Though still early for predictions, a combination of market and supply issues may reduce local income from chum salmon, the species that drives the value of the commercial fishery in Haines.
Fishermen say they fear a smaller harvest and lower prices for the fish they catch next year.
Chum account for about 80 percent of all fish caught by Lynn Canal gillnetters and more than half the fleet’s income. Prices paid by processors slid this year to 60 cents per pound from 85 cents in 2012.
Eric Prestegard is executive director of Douglas Island Pink and Chum (DIPAC), a hatchery that produces most of the chum salmon caught in Lynn Canal. Prestegard told his board of directors at a recent meeting that next year’s return of fish to Lynn Canal is projected to be around 1 million, compared to a harvest of 1.3 million fish in 2014.
Fish that return to fresh water after four and five years make up the bulk of the hatchery chum returns. Last summer’s return of DIPAC’s four-year-old fish fell short of expectations, resulting in a return of 2.5 million fish compared to a 3.3 million pre-season projection.
Four- and five-year olds are the main year-classes for chum. Missing one of those years makes a big difference in total return, Prestegard said in an interview.
The size of DIPAC’s chum returns jumped after a change in 2006 to release larger fish into the wild. Whether the recent drop in fish is a blip or a permanent downturn, only time will tell, Prestegard said.
Factors ranging from water temperature to predation can influence the size of salmon returns, Prestegard said. “Salmon are cyclic as all get out. We’ve been very fortunate and had a number of very good years, but there’s a little voice inside me that says that can’t go on forever.”
Factors that could work to reduce chum prices next season include a weakening of the Japanese yen against the U.S. dollar, which makes chum roe prices more expensive in the world’s biggest roe market, said Andy Wink, a fisheries analyst for Juneau’s McDowell Group.
“The yen has lost one third of its value since 2012. That makes it really hard to hang on to price,” Wink said in an interview.
The Japanese tsunami of 2011 destroyed inventories and production capability, increasing the value of Alaska chum salmon at a time when the yen was strong. Now, the Japanese salmon industry is recovering, and Alaska’s product is relatively expensive, Wink said. “That situation is unwinding itself now.”
Tom Sunderland, vice-president of marketing for Ocean Beauty, noted that Ukraine’s currency has fallen in value 50 percent. “Most of our roe markets are having hard economic times. That’s really bad news.”
The effect of a Russian trade embargo on seafood imports from the United States is less clear. After Japan, Russia is the second-largest importer of Alaska salmon roe.
“The (embargo) takes a big buyer off the market for lower-quality roe products,” which will have a secondary effect on prices, Wink said.

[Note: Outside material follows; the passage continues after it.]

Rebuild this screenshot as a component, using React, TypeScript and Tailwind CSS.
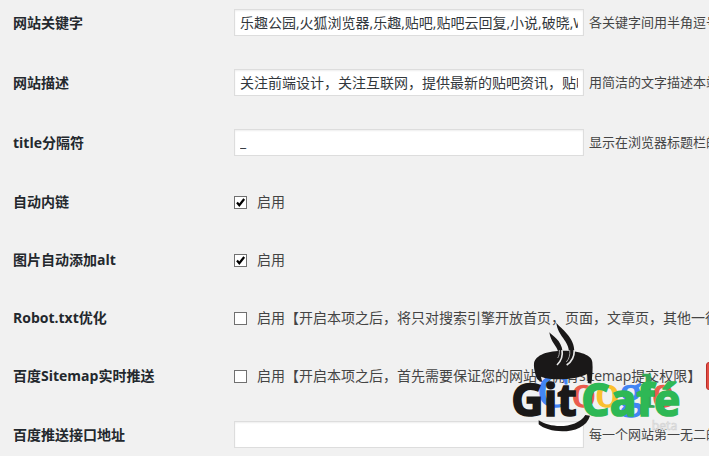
import { ReactNode } from "react";

type RowProps = {
    label: string;
    htmlFor: string;
    children: ReactNode;
};

type TextFieldProps = {
    id: string;
    label: string;
    value?: string;
    hint: string;
};

type CheckFieldProps = {
    id: string;
    label: string;
    text: string;
    checked?: boolean;
    children?: ReactNode;
};

function Row({ label, htmlFor, children }: RowProps) {
    return (
        <div className="flex items-center">
            <label htmlFor={htmlFor} className="w-[221px] shrink-0 text-sm font-bold text-[#23282d]">
                {label}
            </label>
            {children}
        </div>
    );
}

function TextField({ id, label, value, hint }: TextFieldProps) {
    return (
        <div className="pb-[33px] last:pb-0">
            <Row label={label} htmlFor={id}>
                <input
                    id={id}
                    type="text"
                    defaultValue={value}
                    className="h-[27px] w-[350px] shrink-0 border border-[#ddd] bg-white px-[5px] pb-[2px] text-sm text-[#32373c] shadow-[inset_0_1px_2px_rgba(0,0,0,0.07)] outline-none"
                />
                <span className="ml-[5px] text-[13px] whitespace-nowrap">{hint}</span>
            </Row>
        </div>
    );
}

function CheckField({ id, label, text, checked, children }: CheckFieldProps) {
    return (
        <div className="h-[58px]">
            <Row label={label} htmlFor={id}>
                <span className="grid size-[13px] shrink-0 items-center">
                    <input
                        id={id}
                        type="checkbox"
                        defaultChecked={checked}
                        className="peer col-start-1 row-start-1 size-[13px] appearance-none border border-[#707070] bg-white"
                    />
                    <svg viewBox="0 0 13 13" className="pointer-events-none invisible col-start-1 row-start-1 size-[13px] peer-checked:visible">
                        <path d="M3 6.5 L5.3 9.2 L10.2 3" fill="none" stroke="#000" strokeWidth="2.2" />
                    </svg>
                </span>
                <label htmlFor={id} className="ml-[10px] h-[26px] text-sm leading-[26px] whitespace-nowrap">
                    {text}
                </label>
                {children}
            </Row>
        </div>
    );
}

function Watermark() {
    return (
        <svg
            viewBox="150 60 525 342"
            role="img"
            aria-label="GitCafé beta"
            className="pointer-events-none absolute top-[320px] left-[510px] w-[175px]"
        >
            {/* Google */}
            <g fontFamily="'Liberation Serif', serif" fontSize="141" strokeWidth="4">
                <text x="234" y="320" fill="#4285f4" stroke="#4285f4">G</text>
                <text x="336" y="320" fill="#ea5b4d" stroke="#ea5b4d">o</text>
                <text x="407" y="320" fill="#fbc02d" stroke="#fbc02d">o</text>
                <text x="478" y="320" fill="#4285f4" stroke="#4285f4">g</text>
                <text x="545" y="320" fill="#34a853" stroke="#34a853">l</text>
                <text x="577" y="320" fill="#ea5b4d" stroke="#ea5b4d">e</text>
            </g>

            {/* Steam */}
            <path d="M268 97 C278 108 304 120 308 155 L295 158 C292 138 272 128 268 97Z" fill="#1a1818" />
            <path d="M289 68 C303 86 345 112 343 157 L327 159 C328 122 293 108 289 68Z" fill="#1a1818" />

            {/* Cup */}
            <path
                d="M222 190 C226 164 264 152 311 152 C359 152 397 165 397 187 C399 207 397 229 394 251 L383 249 C384 239 384 231 381 222 C348 240 276 243 243 230 L246 244 C234 243 229 235 226 223 C223 211 221 200 222 190Z"
                fill="#1a1818"
            />
            <path d="M306 150 C309 168 305 182 291 195" fill="none" stroke="#e8e8e8" strokeWidth="5" />
            <path d="M298 150 C299 160 297 168 293 174" fill="none" stroke="#e8e8e8" strokeWidth="2" />
            <path d="M343 150 C343 170 336 185 320 195" fill="none" stroke="#e8e8e8" strokeWidth="5" />
            <path d="M329 150 C331 165 327 177 319 186" fill="none" stroke="#e8e8e8" strokeWidth="2" />

            {/* Saucer */}
            <path d="M236 361 C275 387 351 385 376 345 L390 347 C374 406 269 403 236 373Z" fill="#1a1818" />

            <g fontFamily="'Open Sans', sans-serif" fontWeight="700" fontSize="134" strokeWidth="5">
                <text x="154" y="349" fill="#1a1818" stroke="#1a1818">Git</text>
                <text x="364" y="349" fill="#2eb855" stroke="#2eb855">Café</text>
            </g>
            <text
                x="575"
                y="390"
                fontFamily="'Open Sans', sans-serif"
                fontSize="37"
                fill="#f4f4f4"
                stroke="#d4d4d4"
                strokeWidth="2"
            >
                beta
            </text>
        </svg>
    );
}

export default function App() {
    return (
        <main className="relative min-h-screen overflow-hidden bg-[#f1f1f1] pt-[9px] pl-[13px] font-['Open_Sans','Noto_Sans_CJK_SC',sans-serif] text-[#444]">
            <form>
                <TextField
                    id="keywords"
                    label="网站关键字"
                    value="乐趣公园,火狐浏览器,乐趣,贴吧,贴吧云回复,小说,破晓,WordPress"
                    hint="各关键字间用半角逗号"
                />
                <TextField
                    id="description"
                    label="网站描述"
                    value="关注前端设计，关注互联网，提供最新的贴吧资讯，贴吧"
                    hint="用简洁的文字描述本站"
                />
                <TextField id="separator" label="title分隔符" value="_" hint="显示在浏览器标题栏的" />
                <CheckField id="autolink" label="自动内链" text="启用" checked />
                <CheckField id="imagealt" label="图片自动添加alt" text="启用" checked />
                <CheckField
                    id="robots"
                    label="Robot.txt优化"
                    text="启用【开启本项之后，将只对搜索引擎开放首页，页面，文章页，其他一律"
                />
                <CheckField
                    id="sitemap"
                    label="百度Sitemap实时推送"
                    text="启用【开启本项之后，首先需要保证您的网站已拥有sitemap提交权限】"
                >
                    <button
                        type="button"
                        aria-label="查看"
                        className="-my-1 ml-[5px] h-7 w-20 shrink-0 rounded-[3px] border border-[#b92c28] bg-[#e14d43]"
                    />
                </CheckField>
                <TextField id="pushurl" label="百度推送接口地址" hint="每一个网站第一无二的" />
            </form>
            <Watermark />
        </main>
    );
}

But Ocean Beauty’s Sunderland said Russia’s decision to take its own pink salmon off the world market also creates demand from nations, including China, that buy pinks.
Wink of the McDowell Group said a possible glut of pink salmon would also tend to erode the value of chums, particularly for chum flesh.
A large driver in the bump in chum prices to Alaska fishermen in the last 10 years is sale of pale chum and pink salmon flesh as “portions” to China, which processes the fish into fish patties and other products, Wink said.
A bumper catch of pink salmon – which tends to occur in Alaska on odd-numbered years like 2015 – might diminish portion demand for chum, Wink said. “If we hit as many pinks as we did in 2013, we’re going to have less demand for chum flesh.”
The increasing popularity of smoked fish and the marketing of chum as “keta” salmon in the United States have helped boost prices for Alaska chum, but those markets could also take a hit with a bumper harvest of pinks, Wink said.
Industry websites point to two other factors: Russia’s embargo of Norwegian salmon, putting more fish on the world market, and Russia’s recent initiatives to become less dependent on U.S. fish imports by pursuing aquaculture.
Experts like Sunderland and Wink are quick to point out it’s still early to say for sure what factors will be in place by the time next summer rolls around. A single change in one part of the market can change two factors somewhere else, Sunderland said.
Local gillnetter Norman Hughes cited the resurgence of Chile as a farmed chum producer as yet another concern and a reason he might put off for another year buying a new engine for his boat. Hughes said fishermen have done as much as they can do to improve the flesh quality.
“There’s always a reason (processors) can’t pay you more. The only savior on this is that people are eating more fish. If the Russians are boycotting our fish, hopefully we’re boycotting their fish imports to the U.S.,” Hughes said.
A drop in chum prices wouldn’t be unprecedented. Competition from farmed salmon caused an Alaskan “salmon crisis” in 2002, an ordeal that at times left local fishermen with no way to sell chum salmon.
Increased marketing by the state, new product development and improved handling of fish helped restore demand.